■ DATA SECTION
====
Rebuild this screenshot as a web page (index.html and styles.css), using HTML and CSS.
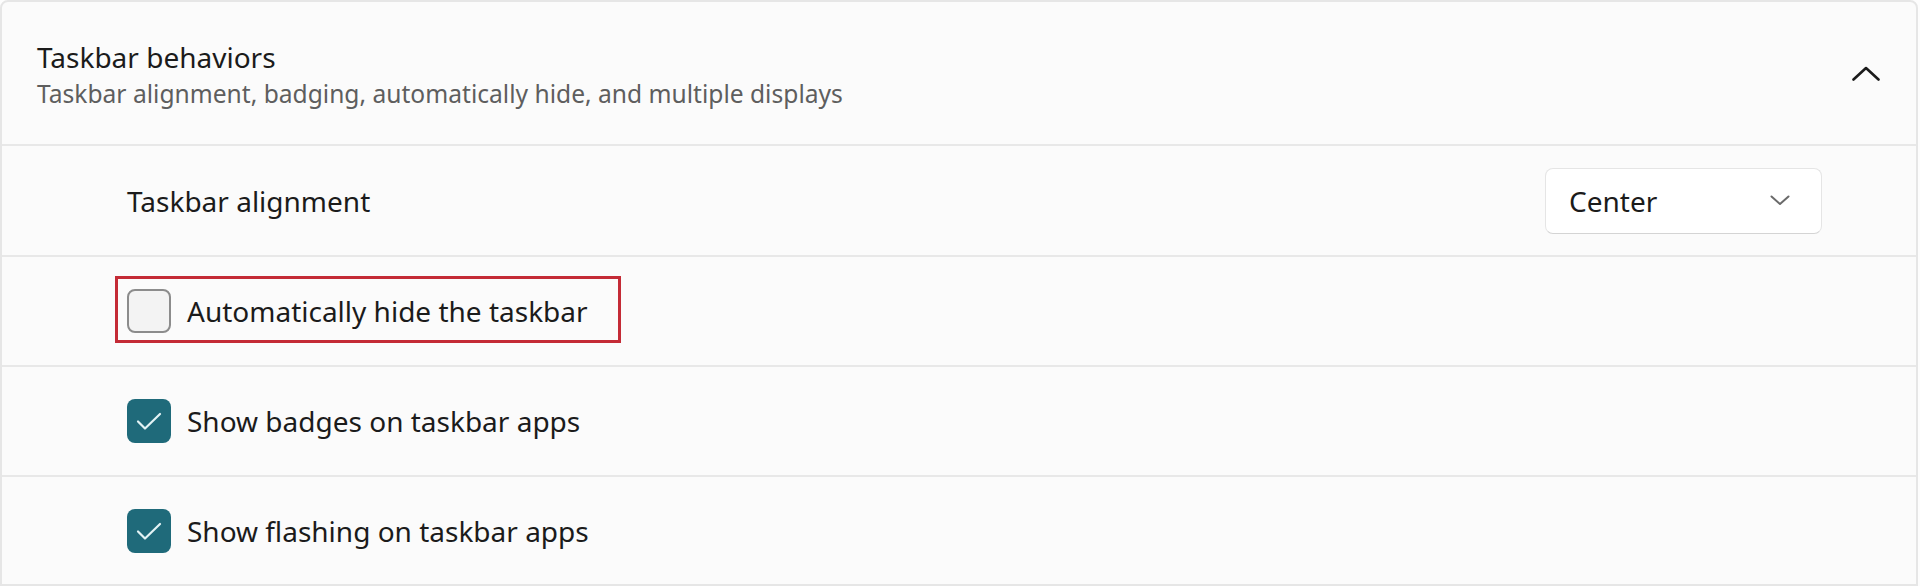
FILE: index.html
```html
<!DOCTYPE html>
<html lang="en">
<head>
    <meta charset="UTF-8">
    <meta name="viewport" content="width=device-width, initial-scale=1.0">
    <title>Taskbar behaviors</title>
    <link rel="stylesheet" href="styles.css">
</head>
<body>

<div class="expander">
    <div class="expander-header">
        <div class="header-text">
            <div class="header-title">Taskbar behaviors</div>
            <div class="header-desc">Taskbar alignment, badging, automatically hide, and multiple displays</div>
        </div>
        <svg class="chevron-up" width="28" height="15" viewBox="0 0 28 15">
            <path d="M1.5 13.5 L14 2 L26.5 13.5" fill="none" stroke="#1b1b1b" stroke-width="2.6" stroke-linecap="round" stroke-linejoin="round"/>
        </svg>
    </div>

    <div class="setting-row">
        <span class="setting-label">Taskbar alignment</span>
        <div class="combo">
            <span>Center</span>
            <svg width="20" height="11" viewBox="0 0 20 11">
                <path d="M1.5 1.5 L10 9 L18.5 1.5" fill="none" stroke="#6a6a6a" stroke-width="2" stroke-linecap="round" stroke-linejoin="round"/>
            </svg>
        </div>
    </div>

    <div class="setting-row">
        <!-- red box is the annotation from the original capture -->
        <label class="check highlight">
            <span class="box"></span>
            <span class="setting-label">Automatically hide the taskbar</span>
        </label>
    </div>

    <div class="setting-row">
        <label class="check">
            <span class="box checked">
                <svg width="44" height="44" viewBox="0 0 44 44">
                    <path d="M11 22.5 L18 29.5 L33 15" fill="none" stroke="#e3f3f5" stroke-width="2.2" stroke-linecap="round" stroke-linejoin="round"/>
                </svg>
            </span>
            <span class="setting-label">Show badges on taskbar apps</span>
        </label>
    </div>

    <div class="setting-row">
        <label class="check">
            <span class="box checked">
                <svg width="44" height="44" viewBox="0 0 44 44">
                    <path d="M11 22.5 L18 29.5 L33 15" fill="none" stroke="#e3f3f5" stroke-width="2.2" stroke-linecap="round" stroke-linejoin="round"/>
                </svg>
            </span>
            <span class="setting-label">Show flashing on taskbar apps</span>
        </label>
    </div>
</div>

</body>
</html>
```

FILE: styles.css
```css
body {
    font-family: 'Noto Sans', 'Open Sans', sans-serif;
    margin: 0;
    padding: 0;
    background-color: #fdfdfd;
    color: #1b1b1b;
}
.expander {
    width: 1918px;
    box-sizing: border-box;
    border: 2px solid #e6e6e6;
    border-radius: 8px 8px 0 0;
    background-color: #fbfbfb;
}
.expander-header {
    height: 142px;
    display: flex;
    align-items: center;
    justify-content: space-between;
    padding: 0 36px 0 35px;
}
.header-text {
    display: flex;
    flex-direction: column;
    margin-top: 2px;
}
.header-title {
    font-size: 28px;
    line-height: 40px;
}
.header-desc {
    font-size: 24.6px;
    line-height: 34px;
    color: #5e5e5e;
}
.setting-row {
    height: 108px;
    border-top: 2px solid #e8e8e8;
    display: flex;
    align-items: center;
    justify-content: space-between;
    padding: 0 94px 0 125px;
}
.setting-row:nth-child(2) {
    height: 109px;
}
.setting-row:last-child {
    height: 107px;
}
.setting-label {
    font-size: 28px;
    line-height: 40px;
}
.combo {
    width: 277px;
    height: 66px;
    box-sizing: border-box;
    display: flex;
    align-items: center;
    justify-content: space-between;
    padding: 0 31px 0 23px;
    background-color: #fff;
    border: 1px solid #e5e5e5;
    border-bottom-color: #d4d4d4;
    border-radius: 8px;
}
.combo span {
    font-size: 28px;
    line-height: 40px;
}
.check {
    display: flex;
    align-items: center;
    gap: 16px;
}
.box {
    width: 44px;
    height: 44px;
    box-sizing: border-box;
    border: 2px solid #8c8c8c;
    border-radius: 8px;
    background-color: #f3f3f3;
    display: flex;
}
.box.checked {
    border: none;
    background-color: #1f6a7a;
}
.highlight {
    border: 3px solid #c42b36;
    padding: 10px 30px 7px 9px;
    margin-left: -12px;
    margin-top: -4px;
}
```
====
■ PROBLEM DESCRIPTION
Do not include the images; transcribe the rest of the listing exactly.

■ RESPONSE
Rebuild this screenshot as a web page (index.html and styles.css), using HTML and CSS.
FILE: index.html
```html
<!DOCTYPE html>
<html lang="en">
<head>
    <meta charset="UTF-8">
    <meta name="viewport" content="width=device-width, initial-scale=1.0">
    <title>Taskbar behaviors</title>
    <link rel="stylesheet" href="styles.css">
</head>
<body>

<div class="expander">
    <div class="expander-header">
        <div class="header-text">
            <div class="header-title">Taskbar behaviors</div>
            <div class="header-desc">Taskbar alignment, badging, automatically hide, and multiple displays</div>
        </div>
        <svg class="chevron-up" width="28" height="15" viewBox="0 0 28 15">
            <path d="M1.5 13.5 L14 2 L26.5 13.5" fill="none" stroke="#1b1b1b" stroke-width="2.6" stroke-linecap="round" stroke-linejoin="round"/>
        </svg>
    </div>

    <div class="setting-row">
        <span class="setting-label">Taskbar alignment</span>
        <div class="combo">
            <span>Center</span>
            <svg width="20" height="11" viewBox="0 0 20 11">
                <path d="M1.5 1.5 L10 9 L18.5 1.5" fill="none" stroke="#6a6a6a" stroke-width="2" stroke-linecap="round" stroke-linejoin="round"/>
            </svg>
        </div>
    </div>

    <div class="setting-row">
        <!-- red box is the annotation from the original capture -->
        <label class="check highlight">
            <span class="box"></span>
            <span class="setting-label">Automatically hide the taskbar</span>
        </label>
    </div>

    <div class="setting-row">
        <label class="check">
            <span class="box checked">
                <svg width="44" height="44" viewBox="0 0 44 44">
                    <path d="M11 22.5 L18 29.5 L33 15" fill="none" stroke="#e3f3f5" stroke-width="2.2" stroke-linecap="round" stroke-linejoin="round"/>
                </svg>
            </span>
            <span class="setting-label">Show badges on taskbar apps</span>
        </label>
    </div>

    <div class="setting-row">
        <label class="check">
            <span class="box checked">
                <svg width="44" height="44" viewBox="0 0 44 44">
                    <path d="M11 22.5 L18 29.5 L33 15" fill="none" stroke="#e3f3f5" stroke-width="2.2" stroke-linecap="round" stroke-linejoin="round"/>
                </svg>
            </span>
            <span class="setting-label">Show flashing on taskbar apps</span>
        </label>
    </div>
</div>

</body>
</html>
```

FILE: styles.css
```css
body {
    font-family: 'Noto Sans', 'Open Sans', sans-serif;
    margin: 0;
    padding: 0;
    background-color: #fdfdfd;
    color: #1b1b1b;
}
.expander {
    width: 1918px;
    box-sizing: border-box;
    border: 2px solid #e6e6e6;
    border-radius: 8px 8px 0 0;
    background-color: #fbfbfb;
}
.expander-header {
    height: 142px;
    display: flex;
    align-items: center;
    justify-content: space-between;
    padding: 0 36px 0 35px;
}
.header-text {
    display: flex;
    flex-direction: column;
    margin-top: 2px;
}
.header-title {
    font-size: 28px;
    line-height: 40px;
}
.header-desc {
    font-size: 24.6px;
    line-height: 34px;
    color: #5e5e5e;
}
.setting-row {
    height: 108px;
    border-top: 2px solid #e8e8e8;
    display: flex;
    align-items: center;
    justify-content: space-between;
    padding: 0 94px 0 125px;
}
.setting-row:nth-child(2) {
    height: 109px;
}
.setting-row:last-child {
    height: 107px;
}
.setting-label {
    font-size: 28px;
    line-height: 40px;
}
.combo {
    width: 277px;
    height: 66px;
    box-sizing: border-box;
    display: flex;
    align-items: center;
    justify-content: space-between;
    padding: 0 31px 0 23px;
    background-color: #fff;
    border: 1px solid #e5e5e5;
    border-bottom-color: #d4d4d4;
    border-radius: 8px;
}
.combo span {
    font-size: 28px;
    line-height: 40px;
}
.check {
    display: flex;
    align-items: center;
    gap: 16px;
}
.box {
    width: 44px;
    height: 44px;
    box-sizing: border-box;
    border: 2px solid #8c8c8c;
    border-radius: 8px;
    background-color: #f3f3f3;
    display: flex;
}
.box.checked {
    border: none;
    background-color: #1f6a7a;
}
.highlight {
    border: 3px solid #c42b36;
    padding: 10px 30px 7px 9px;
    margin-left: -12px;
    margin-top: -4px;
}
```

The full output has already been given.